_DESCRIPTION OF THE TASK:_
Collect each line of the entries that holds the string "this".

== EXTRACTED MATERIAL ==

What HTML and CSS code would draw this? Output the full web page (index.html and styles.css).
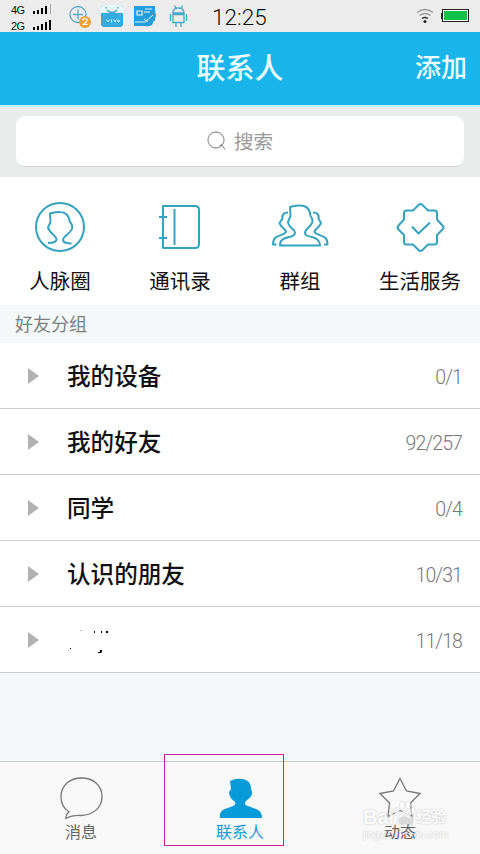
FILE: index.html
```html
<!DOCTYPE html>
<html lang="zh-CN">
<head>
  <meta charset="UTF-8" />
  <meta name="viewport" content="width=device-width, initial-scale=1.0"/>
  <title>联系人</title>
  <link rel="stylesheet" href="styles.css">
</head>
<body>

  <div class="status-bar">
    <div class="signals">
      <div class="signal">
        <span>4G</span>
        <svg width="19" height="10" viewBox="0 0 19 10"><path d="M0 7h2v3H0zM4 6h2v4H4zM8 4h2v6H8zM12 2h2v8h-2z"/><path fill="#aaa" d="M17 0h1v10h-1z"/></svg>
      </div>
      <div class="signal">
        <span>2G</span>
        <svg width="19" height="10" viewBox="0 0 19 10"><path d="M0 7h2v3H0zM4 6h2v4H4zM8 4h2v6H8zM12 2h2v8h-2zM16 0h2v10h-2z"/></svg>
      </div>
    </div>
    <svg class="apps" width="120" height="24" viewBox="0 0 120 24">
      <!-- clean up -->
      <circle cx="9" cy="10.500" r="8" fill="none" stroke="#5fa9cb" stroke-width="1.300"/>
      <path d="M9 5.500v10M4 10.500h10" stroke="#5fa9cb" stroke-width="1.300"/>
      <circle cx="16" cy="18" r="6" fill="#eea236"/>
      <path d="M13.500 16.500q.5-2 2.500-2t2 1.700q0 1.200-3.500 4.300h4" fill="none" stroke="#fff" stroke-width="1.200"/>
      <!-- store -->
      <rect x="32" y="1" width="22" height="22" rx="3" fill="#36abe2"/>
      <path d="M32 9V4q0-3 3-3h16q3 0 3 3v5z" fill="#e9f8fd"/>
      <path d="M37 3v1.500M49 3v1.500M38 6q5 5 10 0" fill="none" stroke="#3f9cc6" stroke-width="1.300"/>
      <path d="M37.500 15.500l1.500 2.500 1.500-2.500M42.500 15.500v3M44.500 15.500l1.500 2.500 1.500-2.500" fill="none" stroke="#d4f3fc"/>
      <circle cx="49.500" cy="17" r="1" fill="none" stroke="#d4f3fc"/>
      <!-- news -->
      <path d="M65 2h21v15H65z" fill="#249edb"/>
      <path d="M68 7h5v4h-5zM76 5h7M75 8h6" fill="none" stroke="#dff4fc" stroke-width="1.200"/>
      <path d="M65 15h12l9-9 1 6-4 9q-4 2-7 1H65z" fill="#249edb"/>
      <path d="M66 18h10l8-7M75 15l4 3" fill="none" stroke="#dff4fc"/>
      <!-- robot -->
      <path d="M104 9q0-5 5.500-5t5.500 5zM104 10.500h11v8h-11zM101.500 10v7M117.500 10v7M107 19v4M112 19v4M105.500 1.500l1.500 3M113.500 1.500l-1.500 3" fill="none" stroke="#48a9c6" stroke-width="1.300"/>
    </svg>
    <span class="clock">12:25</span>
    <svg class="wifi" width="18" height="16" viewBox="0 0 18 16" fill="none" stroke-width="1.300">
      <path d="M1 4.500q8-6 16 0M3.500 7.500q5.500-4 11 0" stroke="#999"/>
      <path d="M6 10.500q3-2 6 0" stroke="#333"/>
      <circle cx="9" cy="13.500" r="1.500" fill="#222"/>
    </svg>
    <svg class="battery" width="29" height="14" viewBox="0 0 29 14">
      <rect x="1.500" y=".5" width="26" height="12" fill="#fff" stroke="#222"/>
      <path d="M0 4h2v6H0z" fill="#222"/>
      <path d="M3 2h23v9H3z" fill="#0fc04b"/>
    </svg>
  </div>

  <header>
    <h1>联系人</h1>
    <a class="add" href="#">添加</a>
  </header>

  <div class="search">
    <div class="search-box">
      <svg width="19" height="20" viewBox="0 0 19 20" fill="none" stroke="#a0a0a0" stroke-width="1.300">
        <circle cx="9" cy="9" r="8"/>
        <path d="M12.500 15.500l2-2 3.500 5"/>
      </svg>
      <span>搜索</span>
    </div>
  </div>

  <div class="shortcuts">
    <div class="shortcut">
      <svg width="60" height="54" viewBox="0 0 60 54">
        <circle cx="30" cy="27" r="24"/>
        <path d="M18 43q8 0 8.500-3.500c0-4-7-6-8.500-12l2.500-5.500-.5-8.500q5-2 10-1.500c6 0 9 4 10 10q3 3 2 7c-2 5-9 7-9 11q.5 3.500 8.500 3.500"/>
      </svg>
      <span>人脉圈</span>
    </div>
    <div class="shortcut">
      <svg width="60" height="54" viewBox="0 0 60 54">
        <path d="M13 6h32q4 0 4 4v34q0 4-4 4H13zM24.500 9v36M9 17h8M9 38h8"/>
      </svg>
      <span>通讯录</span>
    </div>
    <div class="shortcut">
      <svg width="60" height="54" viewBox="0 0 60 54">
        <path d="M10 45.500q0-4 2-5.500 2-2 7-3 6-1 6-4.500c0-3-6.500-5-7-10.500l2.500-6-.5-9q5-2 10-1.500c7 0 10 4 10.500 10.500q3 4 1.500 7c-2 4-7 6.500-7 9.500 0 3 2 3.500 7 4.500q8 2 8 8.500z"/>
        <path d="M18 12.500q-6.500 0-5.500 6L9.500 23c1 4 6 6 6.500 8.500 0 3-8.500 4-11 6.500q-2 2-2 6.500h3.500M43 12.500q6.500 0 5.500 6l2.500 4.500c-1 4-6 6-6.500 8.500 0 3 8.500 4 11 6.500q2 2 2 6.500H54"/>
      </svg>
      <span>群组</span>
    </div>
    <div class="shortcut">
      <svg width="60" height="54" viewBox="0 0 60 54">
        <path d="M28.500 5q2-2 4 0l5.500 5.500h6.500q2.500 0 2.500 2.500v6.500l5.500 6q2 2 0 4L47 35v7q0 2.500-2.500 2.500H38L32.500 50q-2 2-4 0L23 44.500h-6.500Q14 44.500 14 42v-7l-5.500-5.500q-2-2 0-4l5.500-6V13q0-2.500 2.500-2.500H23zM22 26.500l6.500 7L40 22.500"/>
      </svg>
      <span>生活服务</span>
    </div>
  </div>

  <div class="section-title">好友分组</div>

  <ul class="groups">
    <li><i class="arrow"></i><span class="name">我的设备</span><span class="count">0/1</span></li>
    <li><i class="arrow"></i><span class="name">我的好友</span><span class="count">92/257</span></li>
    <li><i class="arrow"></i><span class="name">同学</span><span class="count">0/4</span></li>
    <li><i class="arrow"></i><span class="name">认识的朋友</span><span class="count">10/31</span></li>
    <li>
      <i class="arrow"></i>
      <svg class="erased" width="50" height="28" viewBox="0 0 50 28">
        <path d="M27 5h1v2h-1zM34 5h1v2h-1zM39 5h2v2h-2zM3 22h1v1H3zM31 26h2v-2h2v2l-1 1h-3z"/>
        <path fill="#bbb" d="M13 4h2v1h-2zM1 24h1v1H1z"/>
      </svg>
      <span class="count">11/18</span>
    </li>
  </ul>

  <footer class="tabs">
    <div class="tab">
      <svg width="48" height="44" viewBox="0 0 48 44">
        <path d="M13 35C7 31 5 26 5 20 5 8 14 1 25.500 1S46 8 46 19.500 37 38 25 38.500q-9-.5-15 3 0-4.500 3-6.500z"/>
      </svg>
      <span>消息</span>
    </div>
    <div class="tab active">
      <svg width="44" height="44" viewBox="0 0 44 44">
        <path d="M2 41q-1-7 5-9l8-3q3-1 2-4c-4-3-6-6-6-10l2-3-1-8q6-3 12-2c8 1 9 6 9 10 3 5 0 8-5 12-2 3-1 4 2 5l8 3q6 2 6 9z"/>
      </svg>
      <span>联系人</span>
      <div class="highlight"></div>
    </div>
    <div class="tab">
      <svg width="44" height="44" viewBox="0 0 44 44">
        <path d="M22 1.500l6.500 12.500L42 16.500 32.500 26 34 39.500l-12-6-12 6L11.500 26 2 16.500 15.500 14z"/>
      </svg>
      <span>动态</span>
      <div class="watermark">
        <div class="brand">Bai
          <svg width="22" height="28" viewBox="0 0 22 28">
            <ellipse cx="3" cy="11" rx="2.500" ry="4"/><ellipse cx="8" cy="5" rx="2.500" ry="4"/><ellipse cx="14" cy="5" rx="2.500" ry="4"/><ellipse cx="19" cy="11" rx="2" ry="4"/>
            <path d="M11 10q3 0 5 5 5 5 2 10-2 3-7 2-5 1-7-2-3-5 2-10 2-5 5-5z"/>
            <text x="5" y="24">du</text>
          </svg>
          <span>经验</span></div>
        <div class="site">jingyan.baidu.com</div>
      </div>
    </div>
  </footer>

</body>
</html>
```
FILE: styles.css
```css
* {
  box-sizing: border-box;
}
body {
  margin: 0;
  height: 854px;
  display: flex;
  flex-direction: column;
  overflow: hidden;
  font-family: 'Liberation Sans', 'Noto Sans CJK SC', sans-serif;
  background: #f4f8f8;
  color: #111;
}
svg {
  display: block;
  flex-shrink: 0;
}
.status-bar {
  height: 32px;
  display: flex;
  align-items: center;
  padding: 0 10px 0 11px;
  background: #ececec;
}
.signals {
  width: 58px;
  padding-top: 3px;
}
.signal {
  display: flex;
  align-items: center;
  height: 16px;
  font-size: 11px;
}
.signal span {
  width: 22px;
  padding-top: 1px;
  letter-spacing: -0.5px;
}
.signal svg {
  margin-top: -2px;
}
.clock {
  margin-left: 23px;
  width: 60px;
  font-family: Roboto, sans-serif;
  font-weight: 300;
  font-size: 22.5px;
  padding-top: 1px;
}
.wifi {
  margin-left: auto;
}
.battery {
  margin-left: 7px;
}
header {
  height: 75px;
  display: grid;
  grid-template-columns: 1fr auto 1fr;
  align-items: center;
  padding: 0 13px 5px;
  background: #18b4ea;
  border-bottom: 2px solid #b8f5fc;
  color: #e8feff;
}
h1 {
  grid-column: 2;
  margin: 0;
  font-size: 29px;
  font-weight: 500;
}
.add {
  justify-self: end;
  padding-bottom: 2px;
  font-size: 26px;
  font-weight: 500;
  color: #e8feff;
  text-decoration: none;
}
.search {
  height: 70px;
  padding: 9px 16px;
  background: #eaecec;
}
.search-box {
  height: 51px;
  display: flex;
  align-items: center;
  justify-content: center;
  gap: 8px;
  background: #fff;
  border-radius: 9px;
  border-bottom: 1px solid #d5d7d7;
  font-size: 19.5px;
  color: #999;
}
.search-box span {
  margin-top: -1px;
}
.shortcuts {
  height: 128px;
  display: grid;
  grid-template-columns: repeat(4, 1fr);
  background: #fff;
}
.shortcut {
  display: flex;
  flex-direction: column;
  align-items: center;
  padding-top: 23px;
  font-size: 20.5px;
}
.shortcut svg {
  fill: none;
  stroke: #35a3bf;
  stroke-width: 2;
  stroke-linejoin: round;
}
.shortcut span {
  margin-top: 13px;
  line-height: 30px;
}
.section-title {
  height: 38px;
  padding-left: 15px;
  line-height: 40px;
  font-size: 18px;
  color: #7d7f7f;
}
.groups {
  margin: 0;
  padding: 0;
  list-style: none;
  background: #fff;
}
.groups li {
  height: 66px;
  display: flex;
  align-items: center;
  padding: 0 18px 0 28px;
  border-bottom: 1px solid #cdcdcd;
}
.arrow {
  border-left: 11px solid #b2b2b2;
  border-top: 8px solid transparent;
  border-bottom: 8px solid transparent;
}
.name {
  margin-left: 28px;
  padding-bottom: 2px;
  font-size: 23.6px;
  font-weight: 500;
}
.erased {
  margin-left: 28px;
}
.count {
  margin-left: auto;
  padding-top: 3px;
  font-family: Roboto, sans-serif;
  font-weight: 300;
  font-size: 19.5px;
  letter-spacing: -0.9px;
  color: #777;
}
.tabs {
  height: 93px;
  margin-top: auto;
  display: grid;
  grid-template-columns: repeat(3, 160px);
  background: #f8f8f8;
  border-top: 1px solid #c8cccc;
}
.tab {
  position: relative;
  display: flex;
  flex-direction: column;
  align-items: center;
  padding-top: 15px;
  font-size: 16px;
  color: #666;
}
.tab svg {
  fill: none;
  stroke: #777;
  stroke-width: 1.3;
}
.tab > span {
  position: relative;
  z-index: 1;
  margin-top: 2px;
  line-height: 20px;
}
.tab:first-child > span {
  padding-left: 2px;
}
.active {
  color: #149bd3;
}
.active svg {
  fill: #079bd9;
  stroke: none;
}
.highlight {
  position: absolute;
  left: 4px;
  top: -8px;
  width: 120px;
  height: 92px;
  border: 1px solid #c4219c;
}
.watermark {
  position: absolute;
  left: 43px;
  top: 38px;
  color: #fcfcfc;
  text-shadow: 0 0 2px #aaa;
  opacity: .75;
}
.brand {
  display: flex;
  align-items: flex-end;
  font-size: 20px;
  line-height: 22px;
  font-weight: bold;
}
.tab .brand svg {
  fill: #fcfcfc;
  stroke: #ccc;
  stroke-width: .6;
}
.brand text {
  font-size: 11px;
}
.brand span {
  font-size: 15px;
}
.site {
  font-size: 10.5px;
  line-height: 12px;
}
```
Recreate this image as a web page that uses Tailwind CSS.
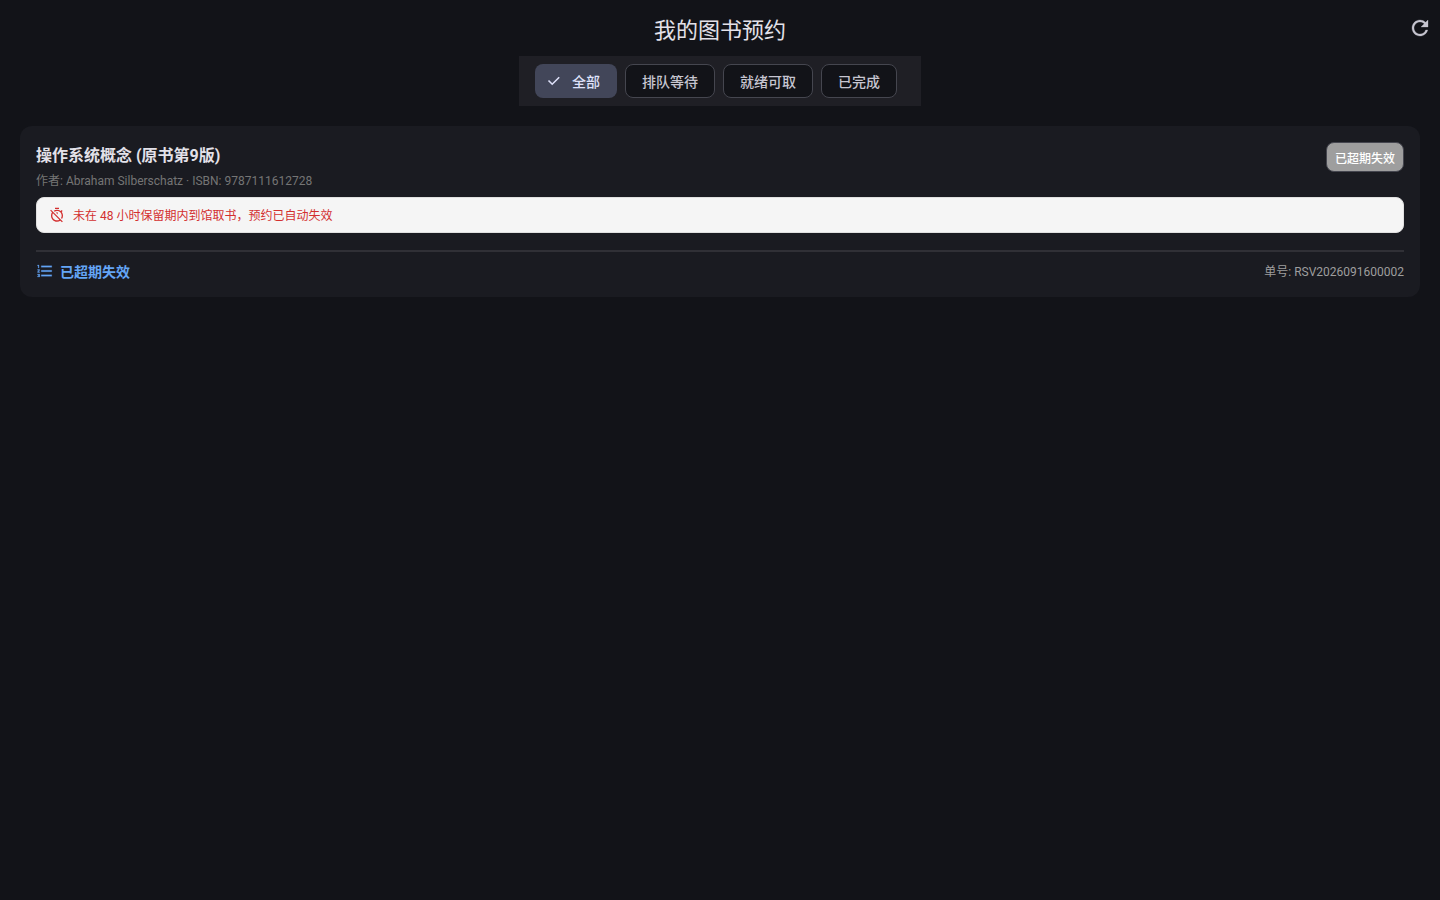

===

_FULL SOLUTION:_
What HTML and CSS code would draw this? Output the full web page (index.html and styles.css).
Recreate this image as a web page that uses Tailwind CSS.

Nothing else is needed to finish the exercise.